Когда я была еще очень юной, произошло нечто, что изменило меня навсегда. Посреди ночи, захотев пить, я встала с узкой кровати, на которой спала. В темноте я споткнулась о кучу какого-то хлама, добралась до гостиной и увидела там спящую в одежде мать. Я прошла на кухню, подставила к раковине стул и набрала воды, а вернувшись к своей постели, обнаружила сидящего на ней мужчину — одного из наших родственников.
— Не пытайся улизнуть, — сказал он мне на ухо.
Я заплакала, мысли мои заметались. Почему он сидит на моей кровати? Знает ли об этом мама?
— Делай, что скажу, и все будет в порядке, — велел он. Потом засунул одну руку к себе в трусы, а другую положил мне на голову и повалил меня перед собой.
Я хотела закричать, но не смогла издать ни звука.
— Если кому-нибудь расскажешь, — пообещал он, — я тебя убью.
Я очень испугалась и была способна лишь на то, чтобы сдерживать плач. Потом я лежала, чувствуя себя грязной и совершенно одинокой.
Я так и не рассказала ничего маме. Я все время помнила об угрозе этого человека меня убить. И дело не ограничилось одной ночью. С тех пор он начал развлекаться со мной всеми возможными способами. Поначалу это бывало пару раз в неделю, но, когда я немного подросла, стало происходить почти каждый день. Независимо от того, где я укладывалась на ночь, он, казалось, крался за мной и всегда меня находил. Я была сильно напугана — до того, что даже не хотела вечером идти спать. Иногда я не ложилась допоздна и пыталась спрятаться в стенном шкафу, надеясь, что если он не сможет меня найти, то забудет о том, что ему нужно делать со мной эти отвратительные вещи. Так я всегда думала, но это почти никогда не срабатывало.

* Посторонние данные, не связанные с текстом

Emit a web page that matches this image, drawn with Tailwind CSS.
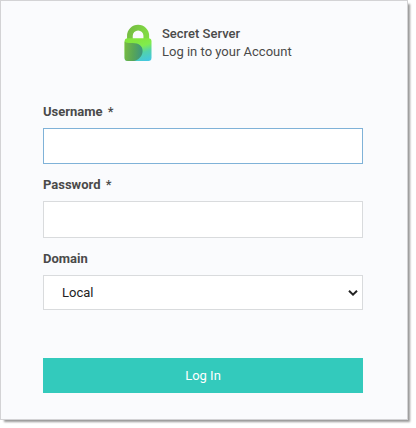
<!DOCTYPE html>
<html lang="en">
<head>
<meta charset="utf-8">
<title>Secret Server</title>
<script src="https://cdn.jsdelivr.net/npm/@tailwindcss/browser@4"></script>
</head>
<body class="h-[428px] w-[416px] overflow-hidden bg-white font-[Roboto,sans-serif] text-[13px] leading-[18px] text-[#4a4a4a]">
<main class="flex h-[420px] w-[408px] flex-col border border-[#d3d3d5] bg-[#fafbfd] pr-[44px] pl-[42px] shadow-[3px_3px_2px_-1px_#999]">
  <header class="mt-[23px] ml-[81px] flex h-[39px] items-start">
    <svg class="h-[38px] w-[28px] shrink-0" viewBox="0 0 28 38" fill="none">
      <defs>
        <linearGradient id="ring" x1="0" y1="0" x2="1" y2=".3"><stop stop-color="#76bd43"/><stop offset="1" stop-color="#80d943"/></linearGradient>
        <linearGradient id="body" x1=".45" y1=".1" x2=".8" y2="1"><stop stop-color="#83e63f"/><stop offset=".3" stop-color="#80ec4e"/><stop offset=".6" stop-color="#52d2ac"/><stop offset="1" stop-color="#43c7e0"/></linearGradient>
        <linearGradient id="wave" x1="0" y1=".4" x2="1" y2=".5"><stop stop-color="#76b944"/><stop offset=".5" stop-color="#58a657"/><stop offset="1" stop-color="#3b9580"/></linearGradient>
      </defs>
      <path d="M5.900 17v-5.200a8.200 8.200 0 0 1 16.400 0V17" stroke="url(#ring)" stroke-width="5.700"/>
      <rect x=".6" y="14.300" width="26.900" height="22.700" rx="3.200" fill="url(#body)"/>
      <path d="M.6 17.500c1.500 1.500 3.500 1.500 8 1.500 6.500 0 10.200 3.200 10 8.200-.2 5-4 8.600-8.500 9.800H3.800a3.200 3.200 0 0 1-3.200-3.200z" fill="url(#wave)"/>
    </svg>
    <div class="mt-px ml-[10px]">
      <p class="font-medium">Secret Server</p>
      <p>Log in to your Account</p>
    </div>
  </header>
  <form class="mt-[40px] flex flex-col">
    <label for="user" class="h-[25px] font-bold">Username <span class="ml-[2px] font-medium">*</span></label>
    <input id="user" type="text" class="h-[36px] w-[320px] border border-[#7fb2d8] bg-white px-[18px] outline-none">
    <label for="pass" class="mt-[12px] h-[25px] font-bold">Password <span class="ml-[2px] font-medium">*</span></label>
    <input id="pass" type="password" class="h-[37px] w-[320px] border border-[#d9dbdd] bg-white px-[18px] outline-none">
    <label for="domain" class="mt-[12px] h-[25px] font-bold">Domain</label>
    <div class="grid h-[35px] w-[320px] items-center border border-[#d9dbdd] bg-white">
      <select id="domain" class="col-start-1 row-start-1 h-[33px] w-full appearance-none pl-[18px] text-[#222] outline-none"><option>Local</option></select>
      <svg class="pointer-events-none col-start-1 row-start-1 mr-[4px] h-[6px] w-[10px] justify-self-end" viewBox="0 0 10 6" fill="none"><path d="M1 .8 5 4.600 9 .8" stroke="#222" stroke-width="2"/></svg>
    </div>
    <button type="button" class="mt-[48px] h-[35px] w-[320px] bg-[#33cabc] text-white">Log In</button>
  </form>
</main>
</body>
</html>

По утрам в нашем доме царил настоящий бедлам. Иногда нам удавалось почистить зубы, но чаще нет. Мы чистили их, когда могли, но это случалось, вероятно, раза два в неделю, и во рту у меня постоянно присутствовало ощущение липкости и нечистоты.
— Иди сюда, Эдди, — говорила я брату, стараясь засунуть щетку ему в рот.